Air travel is amazing: one evening you are in the airport in Venice, and the morning after you are 'catapulted' into a completely different country. And yet even here there are some similarities: people living over the water and managing their lives with thin long boats.
This is my third visit to Thailand, but I have never made it to the famous Floating Market that you see in all the postcards and photographic books. This time it was a must, in fact it was the first place that I wanted to visit. Of course in the postcards and books the boats look more 'orderly' and pretty, the reality is that mostly it looks like a traffic jam in water, there are about 5 tourist boats for every market boat, and they don't just sell photogenic and colourful fruit and veggies, but also hats and souvenirs, and most of all cooked food, cooked on the spot, that is!

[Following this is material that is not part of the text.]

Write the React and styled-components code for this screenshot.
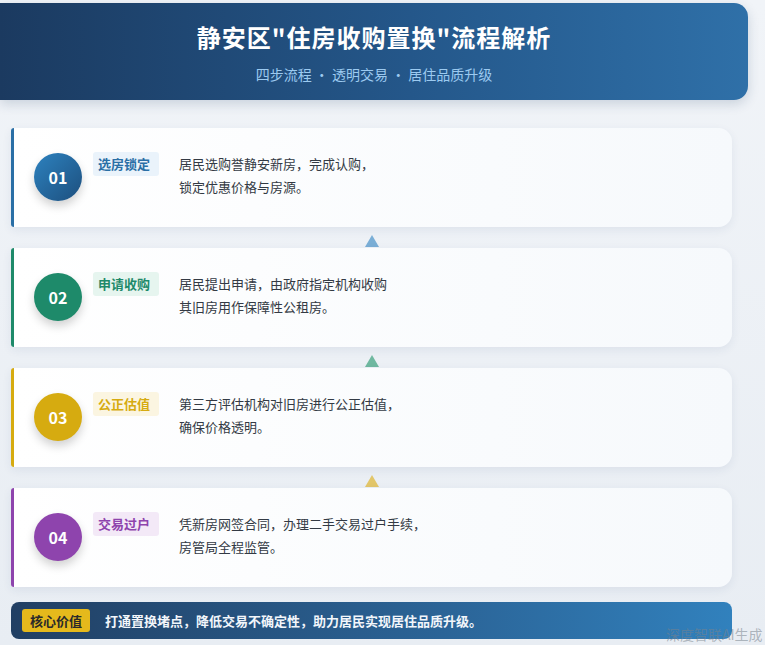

Gas bottles aliment improvised open kitchens on the slender wooden boats, and you can see big pots of water or even oil boiling, while women (there seem to be only women paddling in the floating market) chop food and make hot dishes on the spot, all sorts of food really, from noodles to meat and fish curries, from 'pancakes' to fried morsels, or more simply some glutinous rice with fresh mango. Seeing those big rusty gas bottles and big hot pots really makes you wonder if they ever tip over into the water! Or if sometime they could collide a bit too roughly, and blow up! But they certainly didn't on the morning that we were there: these ladies must be multi tasking experts!
If you travel through Thailand for weeks or months it probably pays to get used to street food, but as we were there for just a few days we didn't want to risk a belly bug, so we only got fresh coconut to drink, and tropical fruit to peel (like banana, rambutan and mangosteen, in the picture below). It is better to have fruit that can be peeled rather than washed, as even the water can be upsetting at times. And I have to add: being a vegetarian can be an advantage when you travel in many countries as you don't have to worry about bad meat!
The Damnernsaduak Floating market is about two hours drive South of Bangkok, you can take a bus or there are many private tours for all pockets. Tourism is a very important income for this part of the country and I feel that this traditional market (which still is very much a Farmers Market) is thriving also thanks to visitors who come to this very original 'Venice of the East'. For me it was a great experience, and the kids especially enjoyed the ride on the long tail speed boat (we took this one before entering the market, of course), which was a very fast, bumpy and mildly wet experience (yep, keep your mouth shut!) through winding canals, mostly lined on both sides with wooden houses on stilts. Near the village the houses started to be connected to each others by long pedestrian 'bridges' that are only slightly larger that a gymnastic balance beam. We didn't see a single tourist walking on one of them :-).